In 1972, at the age of 24, McMullen began twelve years in the United States, first as the ABC’s New York correspondent, then Washington correspondent. He covered the coup against Salvador Allende in Chile, the siege by Russell Means and the American Indian Movement at Wounded Knee in South Dakota, the chaos in Argentina after General Juan Peron, the Falklands War, the Iran hostage crisis, the attempted assassination of President Ronald Reagan and numerous other international events. The major political story of McMullen’s career was the Watergate scandal and the impeachment proceedings against President Richard Nixon.

In Brazil, Ecuador and Guatemala, McMullen extended his work with First Nations people who were fighting for their independence and in some cases survival. In 1973 McMullen was among the first filmmakers to report on the slaughter of Indigenous tribes in the Amazon. An hour-long documentary on the slaughter of some 250,000 indigenous people in Guatemala was screened before an American Congressional Committee and influenced its vote to suspend military aid to that regime.

As a roving reporter for ‘Four Corners’ based in New York, McMullen wrote and produced many one-hour documentaries from the Soviet Union, Western Europe, the United States and South America. After a trilogy of Four Corners films from the war zones of Central America, McMullen was awarded a United Nations Media Peace Prize in 1984.

After eighteen and a half years with the ABC, most of it as a foreign correspondent, in 1984 McMullen joined Australia’s ‘Sixty Minutes’, as part of that program’s most successful line-up; with Jana Wendt, George Negus and Ian Leslie. McMullen went on to become one of the longest serving reporters on Sixty Minutes, spending another sixteen years travelling the world and notching up hundreds of stories shown in about sixty different countries.

In 1988, McMullen won an International Current Affairs Award (Pater) for his story about the effort to save the life of Ian Grey, a young Australian missionary who faced execution in Mozambique after assisting the Renamo guerillas in one of the most violent African conflicts. McMullen has known as friends most of the Australian correspondents and camera operators (and many more international colleagues) killed in the line of duty since the 1960s.
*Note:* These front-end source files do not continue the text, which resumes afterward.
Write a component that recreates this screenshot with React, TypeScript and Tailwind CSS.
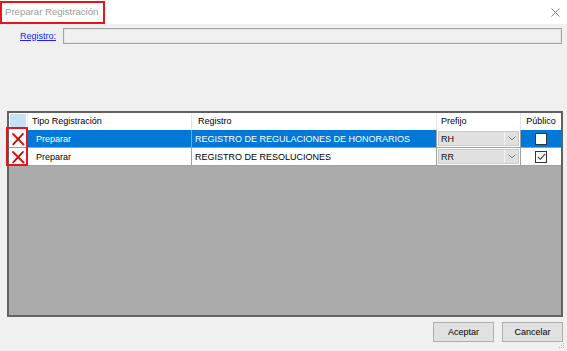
import React from "react";

const RedX = () => (
  <svg width="14" height="14" viewBox="0 0 14 14">
    <path d="M2 2 L12.5 12.5" stroke="#e01010" strokeWidth="1.9" strokeLinecap="round" />
    <path d="M12 1.8 L2.2 12.3" stroke="#c80000" strokeWidth="1.7" strokeLinecap="round" />
  </svg>
);

const Chevron = () => (
  <svg width="8" height="5" viewBox="0 0 8 5">
    <path d="M0.5 0.5 L4 4 L7.5 0.5" fill="none" stroke="#808080" strokeWidth="1" />
  </svg>
);

const Check = () => (
  <svg width="9" height="8" viewBox="0 0 9 8">
    <path d="M0.8 3.8 L3.3 6.3 L8.2 0.8" fill="none" stroke="#333" strokeWidth="1.1" />
  </svg>
);

function Row({ selected, registro, prefix, checked }: { selected: boolean; registro: string; prefix: string; checked: boolean }) {
  const cellBg = selected ? "bg-[#0078d7] text-white" : "bg-white text-[#000]";
  return (
    <div className="flex h-[18px] border-b border-[#a0a0a0]">
      <div className="w-[19px] shrink-0 bg-white border-r border-[#a0a0a0] flex items-center justify-center">
        <RedX />
      </div>
      <div className={`w-[164px] shrink-0 ${cellBg} border-r border-[#a0a0a0] pl-[8px] pt-[1px] flex items-center`}>Preparar</div>
      <div className={`w-[245px] shrink-0 ${cellBg} border-r border-[#a0a0a0] pl-[3px] pt-[1px] flex items-center whitespace-nowrap`}>{registro}</div>
      <div className="w-[84px] shrink-0 bg-white border-r border-[#a0a0a0] p-[1px] flex">
        <div className="flex-1 flex bg-[#e0e0e0] border border-[#c9c9c9]">
          <div className="flex-1 pl-[2px] pt-[1px] flex items-center text-[#111]">{prefix}</div>
          <div className="w-[14px] border-l border-[#f4f4f4] flex items-center justify-center">
            <Chevron />
          </div>
        </div>
      </div>
      <div className={`w-[40px] shrink-0 ${selected ? "bg-[#0078d7]" : "bg-white"} flex items-center justify-center`}>
        <div className="w-[12px] h-[12px] bg-white border border-[#333] flex items-center justify-center">
          {checked && <Check />}
        </div>
      </div>
    </div>
  );
}

export default function App() {
  return (
    <div className="relative w-[567px] h-[351px] overflow-hidden bg-[#f0f0f0] text-[9px] leading-none font-['Liberation_Sans',Arial,sans-serif]">
      {/* title bar */}
      <div className="h-[24px] bg-white flex items-center justify-between pl-[5px] pr-[7px]">
        <span className="text-[9.6px] text-[#9b9b9b]">Preparar Registración</span>
        <svg width="9" height="9" viewBox="0 0 9 9">
          <path d="M0.5 0.5 L8.5 8.5 M8.5 0.5 L0.5 8.5" stroke="#7a7a7a" strokeWidth="0.9" />
        </svg>
      </div>

      {/* Registro field */}
      <div className="mt-[4px] h-[16px] flex items-center">
        <span className="ml-[20px] w-[43px] text-[#2020ff] underline underline-offset-[1px]">Registro:</span>
        <div className="w-[499px] h-[16px] border border-[#a3a3a3] bg-[#f0f0f0] shadow-[inset_0_0_0_1px_#e6e6e6]" />
      </div>

      {/* grid */}
      <div className="mt-[67px] ml-[7px] w-[556px] h-[206px] border-2 border-[#626262] bg-[#ababab]">
        <div className="flex h-[17px] bg-white">
          <div className="w-[19px] shrink-0 p-[1px] border-r border-[#e5e5e5]">
            <div className="w-full h-full bg-[#c7e0f4]" />
          </div>
          <div className="w-[164px] shrink-0 pl-[4px] border-r border-[#e5e5e5] flex items-center">Tipo Registración</div>
          <div className="w-[245px] shrink-0 pl-[6px] border-r border-[#e5e5e5] flex items-center">Registro</div>
          <div className="w-[84px] shrink-0 pl-[4px] border-r border-[#e5e5e5] flex items-center">Prefijo</div>
          <div className="w-[40px] shrink-0 flex items-center justify-center">Público</div>
        </div>
        <Row selected={true} registro="REGISTRO DE REGULACIONES DE HONORARIOS" prefix="RH" checked={false} />
        <Row selected={false} registro="REGISTRO DE RESOLUCIONES" prefix="RR" checked={true} />
      </div>

      {/* buttons */}
      <div className="mt-[5px] pr-[4px] flex justify-end gap-[8px]">
        <button className="w-[61px] h-[20px] bg-[#e1e1e1] border border-[#adadad] text-[9px] text-black">Aceptar</button>
        <button className="w-[61px] h-[20px] bg-[#e1e1e1] border border-[#adadad] text-[9px] text-black">Cancelar</button>
      </div>

      {/* size grip */}
      <svg className="absolute right-[2px] bottom-[2px]" width="7" height="7" viewBox="0 0 7 7">
        <rect x="5" y="1" width="1" height="1" fill="#b8b8b8" />
        <rect x="3" y="3" width="1" height="1" fill="#b8b8b8" />
        <rect x="5" y="3" width="1" height="1" fill="#b8b8b8" />
        <rect x="1" y="5" width="1" height="1" fill="#b8b8b8" />
        <rect x="3" y="5" width="1" height="1" fill="#b8b8b8" />
        <rect x="5" y="5" width="1" height="1" fill="#b8b8b8" />
      </svg>

      {/* red annotation boxes */}
      <div className="absolute left-0 top-[1px] w-[105px] h-[23px] border-2 border-[#e8141c]" />
      <div className="absolute left-[6px] top-[127px] w-[22px] h-[39px] border-2 border-[#e8141c]" />
    </div>
  );
}
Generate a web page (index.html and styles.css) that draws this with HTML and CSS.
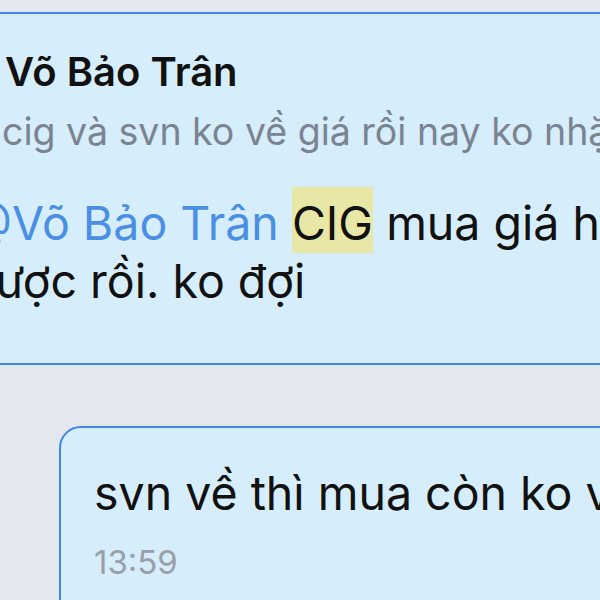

While reporting in war zones McMullen and his film crews have had many narrow escapes, from El Salvador and Nicaragua in Central America to Eritrea and Sierra Leone in Africa. McMullen’s Sixty Minutes story about child combatants in Sierra Leone’s dirty civil war later was utilised by UNICEF in a campaign aimed at halting this exploitation of children. Famine, poverty and slavery in several parts of the world took McMullen on a long exploration of the seething violence and exploitation that undermines the unity of the human family.

At a young age he began seeking evidence and a scientific understanding of the connection between species extinction and the widespread struggle for natural resources that was having a dramatic impact on all living systems. This interest in earth science and knowledge gleaned from some of the brightest minds in the world led to investigations of the environmental threats to the Galapagos Islands, Australia’s Great Barrier Reef and Ningaloo Reef in Western Australia.

While Jeff McMullen has been a household name in Australia, his stories also have appeared on CBS Sixty Minutes and the PBS network in America, as well as the BBC, CBC, South African networks and even Russian television.

Among many memorable interview subjects were Chile’s President Salavador Allende, US President Jimmy Carter, Vice President Nelson Rockefeller, Australian Prime Ministers Whitlam, Fraser, Hawke and Howard, U.S. Secretary of State James Baker and Rwanda’s President Paul Kigame. Interviews screened around the world included the anti-war dissident Philip Berrigan; the feminists Gloria Steinem, Germaine Greer, Andrea Dworkin and Bella Abzug; singers and musicians including John Lennon; Ray Charles; Sting; Stevie Wonder; Barbra Streisand; Janet Jackson; Neil Diamond; Cher; Eric Clapton; Mark Knopfler; Mariah Carey; Michael Hutchence; Jimmy Barnes; Elton John; George Michael and BB King; film directors including Peter Weir; Martin Scorsese; Steven Spielberg; actors Kevin Costner; Warren Beatty, Lauren Bacall; Kenneth Branagh and Emma Thompson; comedians Ben Elton and Paul Hogan; athletes and sports stars Ian Thorpe; Cathy Freeman; Dawn Fraser; Steve Waugh; Shane Warne and Brian Lara.

Much of McMullen’s film work over the past two decades has focussed on the human rights of the First Peoples, the impact of the NT Intervention and the chronic illness taking many lives.

He played an inspiring Associate Producer's role in the Indigenous rights documentary 'Our Generation', (directed by Sinem Saban and Damien Curtis), which won best Campaign Film at the London International Documentary Festival.

McMullen’s film, 'East Coast Encounter,' travelled Australia as part of an exhibition by leading artists, poets and historians who explore James Cook’s 1770 contact with Aboriginal people and the impact of terra nullius.

In the book, “Dispossession: Neo-Liberalism and the Struggle for Aboriginal Land and Rights in the 21st Century” (IN BLACK & WHITE published by Connor Court 2013) Jeff McMullen analyses the market forces shaping Indigenous policy.

McMullen's autobiography, “A Life Of Extremes – Journeys and Encounters” (HarperCollins Australia) examines the global pattern of conflict, environmental degradation and species extinction, as well as sharing ideas from some of the world’s bravest individuals on a brighter future for the human family. “Intervention: An Anthology” edited by Rosie Scott and Anita Heiss includes Jeff McMullen’s essay, “Rolling Thunder – Voices Against Oppression”. This covers the resistance to the Northern Territory Emergency Response from 2007.